Defensively, the Canadians cut off the neutral zone the way Europeans often do against North American squads that succumb to traps and traffic while trying to make plays and are unable to generate an effective forecheck--an especially daunting task on the ice surface in Sochi that is 15 feet wider than NHL rinks. Big ice? Big deal. For all the talk about styles and systems, the better team triumphed and probably could have done so in a bowl of borscht, if necessary.
“After a while, we didn’t think about the ice surface,” said Canada defenseman Jay Bouwmeester. “We just played.”
The game looked like it would be Team Canada’s from the start. The Canadians drew the first scoring chance in the very first minute as Crosby fed Patrice Bergeron just outside the crease, but Lundqvist stopped him with his right pad. Bergeron also hit the post with a 45-foot snapshot that fooled Sweden's netminder midway through the period.
The Swedes had an excellent chance at the four-minute mark when Gustav Nyquist curled in front from the side of the Canadian goal and slid a shot off the post. The puck banked off the back of Price’s pads, but the goalie reached behind him and scooped it out of the crease.
Canada broke through at 12:55 of the first when Toews redirected Jeff Carter’s centering pass from the right corner under Lundqvist’s left pad. After tjat. Canada didn’t give Sweden much in the second period, though with five minutes left, Alex Steen drove to the net and chipped a centering pass in the air after being stickchecked by Kunitz.
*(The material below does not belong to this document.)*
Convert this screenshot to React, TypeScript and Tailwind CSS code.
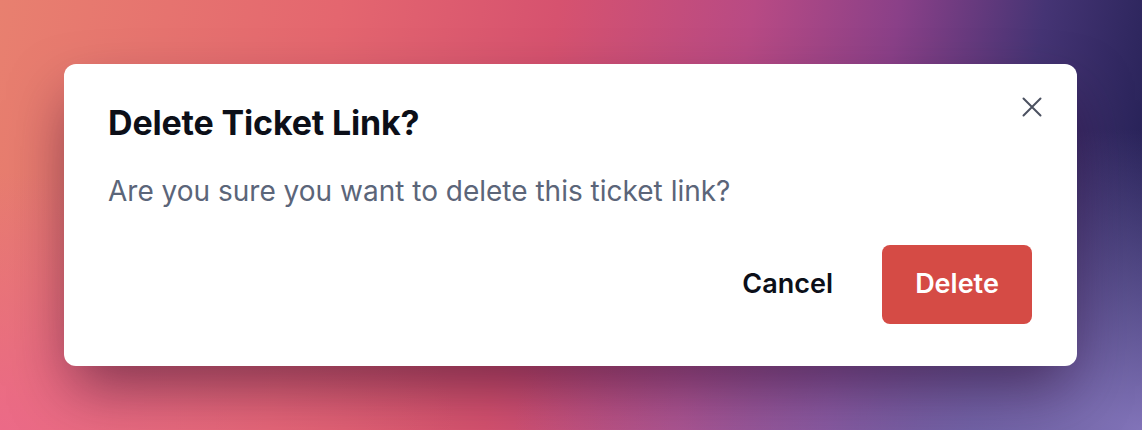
import React from "react";

export default function App() {
  return (
    <div
      className="w-full h-[430px] pt-16 pb-[64px] pl-16 pr-[65px] bg-[radial-gradient(ellipse_55%_70%_at_100%_100%,rgba(135,120,190,0.95),rgba(135,120,190,0)_100%),radial-gradient(ellipse_40%_60%_at_0%_100%,rgba(236,104,138,0.9),rgba(236,104,138,0)_100%),linear-gradient(100deg,#e8806f_0%,#e4666f_28%,#d6526f_46%,#b84a84_62%,#8a4088_74%,#453474_86%,#1e1d4f_100%)]"
      style={{ fontFamily: "Inter, 'Noto Sans', sans-serif" }}
    >
      <div className="relative h-full bg-white rounded-xl shadow-[0_28px_60px_-8px_rgba(40,5,40,0.55)] pl-11 pr-[45px] pt-[39px] flex flex-col">
        <button className="absolute right-[34px] top-[32px] p-[1px] text-[#4b5160]" aria-label="Close dialog">
          <svg width="20" height="20" viewBox="0 0 20 20" fill="none" stroke="currentColor" strokeWidth="2" strokeLinecap="round">
            <path d="M1.5 1.5 L18.5 18.5 M18.5 1.5 L1.5 18.5" />
          </svg>
        </button>
        <h2 className="text-[34px] leading-10 font-bold text-[#0c0f18] tracking-[-0.005em]">Delete Ticket Link?</h2>
        <p className="mt-[30px] text-[28px] leading-9 text-[#5b6579]">
          Are you sure you want to delete this ticket link?
        </p>
        <div className="mt-auto mb-[42px] flex justify-end gap-[15px]">
          <button className="h-[79px] px-[34px] rounded-lg text-[27px] font-semibold text-[#0c0f18]">Cancel</button>
          <button className="h-[79px] w-[150px] rounded-lg bg-[#d54b45] text-[27px] font-semibold text-white">Delete</button>
        </div>
      </div>
    </div>
  );
}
The puck fluttered until Price snared it right in front of his mask. It might have been Sweden’s most dangerous chance of the game. “I can’t say enough about them, that group of guys in front of me, that defense,” said Price. “It was a real pleasure.”
The Canadians extended their lead to 2-0 when Crosby stole a puck off the stick of Steen at his own blueline, sped down the left side on a breakaway, deked Lundqvist with his forehand, and slid a backhand off the goalie's pad and into the net. (As an item of interest, it was the first of Canada’s 16 goals in the tournament to be scored by a player from an Eastern Conference team.)
While the Canadians displayed Euro-stinginess in the neutral zone for much of the game, they put on some good old North American cycling in Sweden’s defensive corners, punishing its defense and eating up valuable time. On two straight shifts, the lines of Toews, Carter and Patrick Marleau and later Corey Perry, Ryan Getzlaf and Jamie Benn hemmed the Swedes in their own zone for nearly 90 seconds.
After playing well for most of the tournament, Lundqvist finally gave up a questionable goal nine minutes into the final stanza, when Kunitz beat him with a nasty but stoppable wrist shot from the top of the left circle. The shot went past the screen of Swedish defenseman Niklas Hjalmarsson and over Lundqvist’s right shoulder. By that time, the beleaguered Swedes were clearly done. It took them until there were only six minutes left to play before the final buzzer to muster their second shot of the period.
During the medal ceremony, the Canadian players stood with their arms around one another as they did in Vancouver and sang loudly, if not entirely on key. The voices of scattered Canadian spectators were also distinguishable on the opposite side of Bolshoy Arena as O Canada yet again topped hockey's soundtrack at the Winter Olympics.